Hold’em: good short-handed players (remember that H.O.R.S.E. seats eight or fewer) are invariably very aggressive both pre-flop and post-flop, and extremely tenacious in calling down their opponents with marginal holdings so that they aren’t easy to bluff. They’ll defend their blinds liberally and will often make continuation bets when they raise pre-flop, as well as three-betting opening raisers if they intend to play. Anyone who shows undue passivity, or who seems to give up too often in a hand, especially on the river, isn’t a hold’em expert.
Omaha hi-lo: this is a game of hitting flops, but aggression and pre-flop raising are becoming increasingly important in the eight-handed format. Starting hands are still key, though, so watch for people who play too many middle cards, high-only hands or non-nut draws for a lot of bets. A good tip for newer players is to usually have a two-way hand with nut outs in at least one direction. As such, any A-2 would be playable, but you would want an A-3 to have a nut-flush draw and A-4 or A-5 to also have some broadway cards – for example, A♥-4♥-K♠-Q♠. These requirements loosen somewhat in steal positions or in the blinds, but they’ll help you to avoid getting jammed in between other nut draws and made hands the rest of the time.
Razz: of all the stud games, this is the one in which stealing antes is the most prevalent. The high card is forced to bring-in, and it has no defence against late-position low cards. This means good players automatically raise the bring-in if they’re in late position with a low card up and little opposition behind them, often with little or no hand. Even if they’re called by another low card, they can still continue representing the best hand if they catch good and the other player doesn’t. By contrast, bad players are less aware of the power of position and a good up-card, and sometimes even fold around to the bring-in. Similarly, they stay too long in hands where they’re obviously drawing thin and are unaware of simple rules, such as a smooth wheel draw being a favourite over a rough nine on fifth street. They’ll also pay insufficient attention to discards, the relative strength of their hand against the cards showing, and the significance of which of their low cards are showing.
Seven-card stud: stealing antes is still a popular strategy in stud hi, as the low card brings in. However, you should be in very late position to try it with no hand or at least have some potential if there are multiple players to go through. Again, players who don’t take advantage of these opportunities are unlikely to be stud experts; neither are those who take low pairs up against likely bigger ones without an overcard. Those who draw to hands where many of their outs are gone due to discards are also newcomers.
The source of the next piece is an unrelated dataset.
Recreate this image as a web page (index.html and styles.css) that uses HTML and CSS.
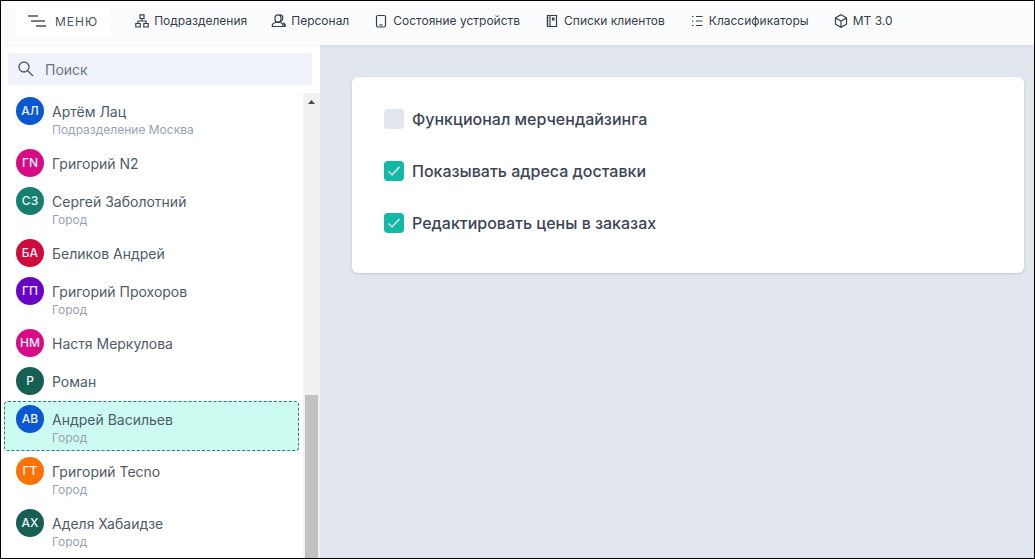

Seven-card stud hi-lo: the number-one tell of a bad player in stud eight is overvaluing big pairs (excluding Aces), which can be played only in very select situations. Big pairs should never be played against an Ace or multiple lows. The second tell is staying too long in small pots where they can only win half and risk getting scooped, again with big pairs, but also with bad low hands. Stealing in this game should be attempted less frequently than in other stud games, as the bring-in will often have something with which they can defend. You should watch for players whose opening standards are too loose or who stay too long, and aim to get them in spots where you’ll usually half and possibly also scoop.
In H.O.R.S.E. tournaments and sit&gos, the above strategies mostly apply, as do other general tournament concepts. However, because of the transitions between the various games, and between playing with blinds and antes, there are other considerations that only apply to H.O.R.S.E. events. First, because you only have limited chips in a tournament and so will be under pressure at various points, it helps to know which games offer the best opportunities to increase your stack with the least risk, and vice versa.
The first thing to recognise is that stud games will allow you far better opportunities to wait for a hand, as you only have to pay antes. As such, with a short stack close to the money, you may wish to take fewer risks in community-card games, particularly as the rotation then progresses to razz, where stealing is easiest and you’ll have a fair idea of where you stand in any hand. After that, stud eight is the second-lowest variance game, as by starting with a quality three-low, you’ll only rarely end up with nothing. Stud hi has a higher risk factor, as only one hand will win. However, at the pressure points of a tournament, made hands tend to go up in value, so likely high pairs will be respected and Aces won’t encounter a lot of opposition.
But remember, the jump back to hold’em will produce a wave of destruction due to higher blinds and fewer players exiting in stud games. You need to be adequately prepared for it if the blinds are set to hit your short stack early in the round. Hold’em is the highest variance game, and you should be extra careful how you play this round. Omaha hi-lo, by comparison, is slightly lower risk if you employ a cautious strategy that involves more limping pre-flop and playing hands with counterfeit protection and opportunities to scoop. Although, again, the high blinds can cause chaos.
FOLD, CALL OR (RE)RAISE?
Fancy your chances at H.O.R.S.E.? How would you fare in these situations?
1. In hold’em, you call in the big blind with 4♦-5♦ after a button raise and the flop comes 4♠-7♦-K♥. Your opponent bets after you check, do you a) fold, b) call or c) re-raise?
2. In a H.O.R.S.E. sit&go, you get A-2-K- 10 double-suited on the bubble with seven big blinds in your stack. You’re under the gun and third in chips, do you a) fold, b) call or c) re-raise?
3. Close to the final in a H.O.R.S.E. tournament, everyone folds to you in stud and you have 2-5–(J) rainbow against the bring-in with a much deeper stack. Do you a) fold, b) call or c) re-raise?
1. CALL Any time you hit a piece of the flop in this situation, you should stay in, possibly all the way. Note that you also have backdoor flush and straight possibilities.
2. CALL Your stack, the bubble and the fact that it will soon be stud mean you want to see a flop before committing your chips to this hand.
3. RAISE Stealing should be automatic in stud here most of the time, and even more so in any kind of high-pressure situation!